NOTE: No edits can be made within the mapping tab, but it gives an easy visual to the relationships between all of these values, without having to check each component in the designer tab.
Workflow Designer Mapping Tab within the UI:
This tab gives a read-only view of the workflow as the full JSON which you would get when you export/download a workflow. Code from this tab can be copied to quickly clone large portions of workflows, or as examples of leveraging the Intersight API.
Workflow Designer Code Tab within the UI:
This tab shows any execution of a running workflow, or past executions. You can see a dropdown of all workflow executions, and then the display of all components from that execution including tasks, workflow inputs, task logs or inputs/outputs, and the overall workflow execution status.
This tab also provides buttons to either rollback or clone any previous workflow execution.
From the 'Actions' dropdown menu, we can see that we have the ability to export this workflow, manage versions of this workflow, save it as either a new version or a clone of the existing workflow, or we can delete the workflow.
These actions make it easy for a new user to start with any built-in/system workflow and clone it to use as a template, so that we can understand how to map workflow and task inputs/outputs. Users can also leverage having built-in versioning of workflows so that we can always keep a tested and validated version of a workflow, which can also be set as the default version, even while we are working on changes.

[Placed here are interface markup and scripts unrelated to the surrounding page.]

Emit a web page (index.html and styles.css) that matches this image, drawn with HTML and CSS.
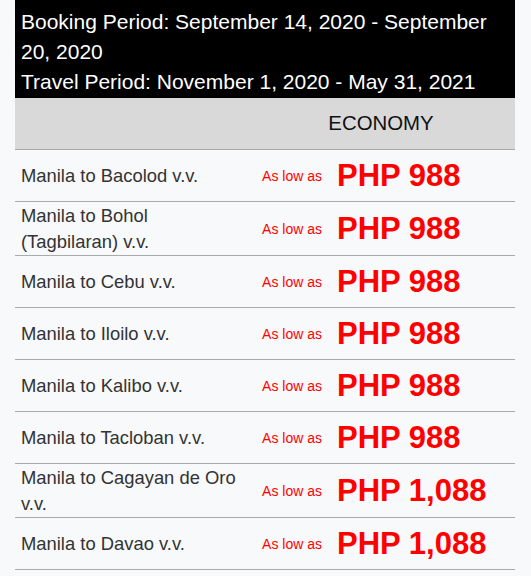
FILE: index.html
```html
<!DOCTYPE html>
<html lang="en">
<head>
<meta charset="utf-8">
<title>Fares</title>
<link rel="stylesheet" href="styles.css">
</head>
<body>
<div class="wrap">
  <div class="period">
    <div>Booking Period: September 14, 2020 - September 20, 2020</div>
    <div>Travel Period: November 1, 2020 - May 31, 2021</div>
  </div>
  <table class="fares">
    <colgroup>
      <col class="c-route">
      <col class="c-label">
      <col class="c-price">
    </colgroup>
    <thead>
      <tr><th></th><th colspan="2" class="class-head">ECONOMY</th></tr>
    </thead>
    <tbody>
      <tr><td class="route">Manila to Bacolod v.v.</td><td class="label">As low as</td><td class="price">PHP 988</td></tr>
      <tr><td class="route">Manila to Bohol (Tagbilaran) v.v.</td><td class="label">As low as</td><td class="price">PHP 988</td></tr>
      <tr><td class="route">Manila to Cebu v.v.</td><td class="label">As low as</td><td class="price">PHP 988</td></tr>
      <tr><td class="route">Manila to Iloilo v.v.</td><td class="label">As low as</td><td class="price">PHP 988</td></tr>
      <tr><td class="route">Manila to Kalibo v.v.</td><td class="label">As low as</td><td class="price">PHP 988</td></tr>
      <tr><td class="route">Manila to Tacloban v.v.</td><td class="label">As low as</td><td class="price">PHP 988</td></tr>
      <tr><td class="route">Manila to Cagayan de Oro v.v.</td><td class="label">As low as</td><td class="price">PHP 1,088</td></tr>
      <tr><td class="route">Manila to Davao v.v.</td><td class="label">As low as</td><td class="price">PHP 1,088</td></tr>
      <tr><td class="route">Manila to Puerto Princesa v.v.</td><td class="label">As low as</td><td class="price">PHP 1,088</td></tr>
    </tbody>
  </table>
</div>
</body>
</html>
```
FILE: styles.css
```css
html, body {
  margin: 0;
  padding: 0;
  background: #f8f9fb;
  font-family: "Liberation Sans", Arial, sans-serif;
}

.wrap {
  width: 500px;
  margin-left: 15px;
}

.period {
  background: #000;
  color: #fff;
  font-size: 21px;
  line-height: 30px;
  padding: 7px 6px 1px 6px;
}

.fares {
  width: 500px;
  border-collapse: collapse;
  table-layout: fixed;
}

.c-route { width: 232px; }
.c-label { width: 83px; }
.c-price { width: 185px; }

.fares th {
  background: #d9d9d9;
  height: 51px;
  padding: 0;
  font-weight: normal;
  font-size: 20.4px;
  color: #111;
  border-bottom: 1px solid #aaa;
}

.fares td {
  padding: 1px 6px;
  vertical-align: middle;
  border-bottom: 1px solid #aaa;
}

.route {
  font-size: 18.4px;
  line-height: 25.5px;
  color: #333;
}

.fares td.label {
  font-size: 14px;
  color: #f00;
  text-align: right;
  padding-right: 8px;
}

.fares td.price {
  font-size: 31px;
  line-height: 49px;
  font-weight: bold;
  color: #f00;
  padding-left: 7px;
}
```
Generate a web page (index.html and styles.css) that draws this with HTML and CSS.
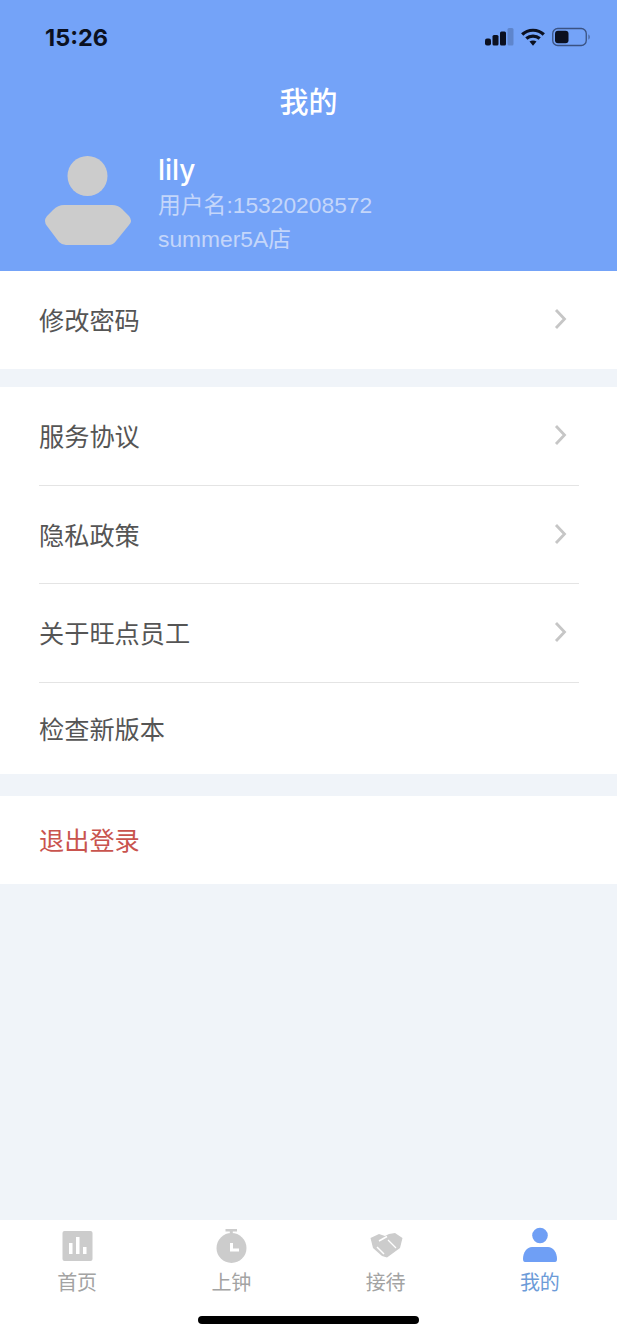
FILE: index.html
```html
<!DOCTYPE html>
<html lang="zh">
<head>
<meta charset="utf-8">
<title>我的</title>
<link rel="stylesheet" href="styles.css">
</head>
<body>
<div class="app">
  <header class="header">
    <div class="status">
      <span class="time">15:26</span>
      <div class="status-icons">
        <svg class="signal" width="29" height="18" viewBox="0 0 29 18"><rect x="0" y="10.500" width="6" height="7" rx="2" fill="#0b1020"/><rect x="7.500" y="7" width="6" height="10.500" rx="1.500" fill="#0b1020"/><rect x="15" y="3.500" width="6" height="14" rx="1.500" fill="#0b1020"/><rect x="22.500" y="0" width="6" height="17.500" rx="1.500" fill="#0b1020" opacity=".2"/></svg>
        <svg class="wifi" width="24" height="18" viewBox="0 0 24 18"><path d="M1.200 6.500C7 .8 17 .8 22.800 6.500" fill="none" stroke="#0b1020" stroke-width="3.200"/><path d="M5.300 10.500C9 7.200 15 7.200 18.700 10.500" fill="none" stroke="#0b1020" stroke-width="3.200"/><path d="M8.500 13.500C10.500 12 13.500 12 15.500 13.500L12 17.800Z" fill="#0b1020"/></svg>
        <svg class="battery" width="39" height="20" viewBox="0 0 39 20"><rect x="0.750" y="1.500" width="33.500" height="17" rx="5" fill="none" stroke="#0b1020" stroke-opacity=".55" stroke-width="1.300"/><rect x="3" y="3.700" width="13.500" height="12.600" rx="3" fill="#0b1020"/><path d="M36.500 7.500C38 8 38 12 36.500 12.500Z" fill="#0b1020" opacity=".5"/></svg>
      </div>
    </div>
    <h1 class="title">我的</h1>
    <div class="profile">
      <svg class="avatar" width="88" height="90" viewBox="0 0 88 90"><circle cx="43.500" cy="20" r="20" fill="#cccccc"/><path d="M20 49H68Q74 49 78 53L85 60Q89 65 85 69L72 85Q69 89 65 89H22Q18 89 15 86L3 70Q-1 65 3 60L9 54Q14 49 20 49Z" fill="#cccccc"/></svg>
      <div class="info">
        <div class="name">lily</div>
        <div class="sub">用户名:15320208572</div>
        <div class="sub">summer5A店</div>
      </div>
    </div>
  </header>

  <main class="content">
    <section class="group group-first">
      <div class="row row-tall row-single"><span class="label">修改密码</span><svg class="chev" width="13" height="22" viewBox="0 0 13 22"><path d="M2 2L10.500 11L2 20" fill="none" stroke="#c6c6c6" stroke-width="2.800"/></svg></div>
    </section>
    <section class="group group-second">
      <div class="row row-tall line"><span class="label">服务协议</span><svg class="chev" width="13" height="22" viewBox="0 0 13 22"><path d="M2 2L10.500 11L2 20" fill="none" stroke="#c6c6c6" stroke-width="2.800"/></svg></div>
      <div class="row row-tall line"><span class="label">隐私政策</span><svg class="chev" width="13" height="22" viewBox="0 0 13 22"><path d="M2 2L10.500 11L2 20" fill="none" stroke="#c6c6c6" stroke-width="2.800"/></svg></div>
      <div class="row row-tall line"><span class="label">关于旺点员工</span><svg class="chev" width="13" height="22" viewBox="0 0 13 22"><path d="M2 2L10.500 11L2 20" fill="none" stroke="#c6c6c6" stroke-width="2.800"/></svg></div>
      <div class="row row-last"><span class="label">检查新版本</span></div>
    </section>
    <section class="group group-third">
      <div class="row row-logout"><span class="label logout">退出登录</span></div>
    </section>
  </main>

  <nav class="tabbar">
    <div class="tab">
      <svg class="tab-icon" width="40" height="40" viewBox="0 0 40 40"><rect x="5.500" y="5" width="30" height="30" rx="2" fill="#cccccc"/><rect x="12" y="17" width="3.500" height="11" fill="#fff"/><rect x="19" y="11" width="3.500" height="17" fill="#fff"/><rect x="26" y="21" width="3.500" height="7" fill="#fff"/></svg>
      <span>首页</span>
    </div>
    <div class="tab">
      <svg class="tab-icon" width="40" height="40" viewBox="0 0 40 40"><rect x="14.500" y="3" width="11.500" height="2.500" fill="#cccccc"/><rect x="18.800" y="4" width="3" height="5" fill="#cccccc"/><circle cx="20.500" cy="22" r="15" fill="#cccccc"/><path d="M20.500 17V24H28" fill="none" stroke="#fff" stroke-width="3"/></svg>
      <span>上钟</span>
    </div>
    <div class="tab">
      <svg class="tab-icon" width="40" height="40" viewBox="0 0 40 40"><path d="M4.500 12L13 8L19 10L23 8L29 7L36.500 12L34 22L21 31.500L16 30L7 22Z" fill="#cccccc"/><path d="M13 15L21 10.500" stroke="#fff" stroke-width="1.500"/><path d="M11 21L18 28" stroke="#fff" stroke-width="1.500"/><path d="M22 14L30 22" stroke="#fff" stroke-width="1.200"/></svg>
      <span>接待</span>
    </div>
    <div class="tab tab-active">
      <svg class="tab-icon" width="40" height="40" viewBox="0 0 40 40"><circle cx="20" cy="9.500" r="7.800" fill="#6f9ff5"/><path d="M12 21H28C33 21 37 26 37 33Q37 36 35 36H5Q3 36 3 33C3 26 7 21 12 21Z" fill="#6f9ff5"/></svg>
      <span>我的</span>
    </div>
    <div class="home-bar"></div>
  </nav>
</div>
</body>
</html>
```

FILE: styles.css
```css
* { box-sizing: border-box; }
html, body { margin: 0; padding: 0; }
body {
  font-family: "Liberation Sans", "Noto Sans CJK SC", sans-serif;
  background: #f0f4f9;
}
.app {
  width: 617px;
  height: 1336px;
  display: flex;
  flex-direction: column;
  overflow: hidden;
}
.header {
  height: 271px;
  background: #74a3f8;
  flex: none;
  color: #fff;
}
.status {
  height: 74px;
  padding: 0 26px 0 45px;
  display: flex;
  justify-content: space-between;
  align-items: center;
}
.time {
  font-family: Inter, "Liberation Sans", sans-serif;
  font-size: 23.500px;
  font-weight: 700;
  color: #0b1020;
}
.status-icons { display: flex; align-items: center; gap: 7px; }
.title {
  margin: 0;
  font-size: 29px;
  line-height: 58px;
  font-weight: 500;
  text-align: center;
  height: 56px;
}
.profile {
  margin-top: -1px;
  padding: 0 0 0 44px;
  display: flex;
  align-items: flex-start;
  gap: 26px;
}
.avatar { margin-top: 27px; flex: none; overflow: visible; }
.info { margin-top: 23px; }
.name {
  font-size: 28px;
  line-height: 36px;
  font-weight: 500;
  font-family: Inter, "Liberation Sans", sans-serif;
}
.sub {
  font-size: 22.800px;
  line-height: 34px;
  color: #c4d6fa;
}
.content { flex: 1; }
.group { background: #fff; }
.group-first { height: 98px; }
.group-second { margin-top: 18px; height: 387px; }
.group-third { margin-top: 22px; height: 88px; }
.row {
  display: flex;
  align-items: center;
  justify-content: space-between;
  margin: 0 38px 0 39px;
  padding-right: 12px;
}
.row-tall { height: 98px; padding-bottom: 1px; }
.row-single { padding-bottom: 3px; }
.line { border-bottom: 1px solid #e4e4e4; height: 98.500px; }
.row-last { height: 91px; padding-bottom: 0; }
.row-logout { height: 88px; padding-bottom: 2px; }
.label { font-size: 25.200px; color: #555555; }
.logout { color: #c9544e; }
.tabbar {
  position: relative;
  height: 116px;
  flex: none;
  background: #fff;
  display: flex;
  padding-top: 6px;
}
.tab {
  width: 25%;
  display: flex;
  flex-direction: column;
  align-items: center;
  font-size: 20px;
  color: #a3a3a3;
}
.tab-icon { display: block; }
.tab span { line-height: 32px; margin-top: 1px; }
.tab-active { color: #6c9bd8; }
.home-bar {
  position: absolute;
  left: 198px;
  top: 96px;
  width: 221px;
  height: 8px;
  background: #000;
  border-radius: 4px;
}
```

Overall, the Cisco Intersight Cloud Orchestrator Workflow Designer is a pivotal tool that transforms the automation landscape by offering an intuitive, yet robust, visual interface. Organizations can accelerate automation initiatives, reduce manual effort, and optimize operations in hybrid cloud environments with the help of Cisco ICO's Workflow Designer. Embrace automation efficiency with Cisco Intersight Cloud Orchestrator.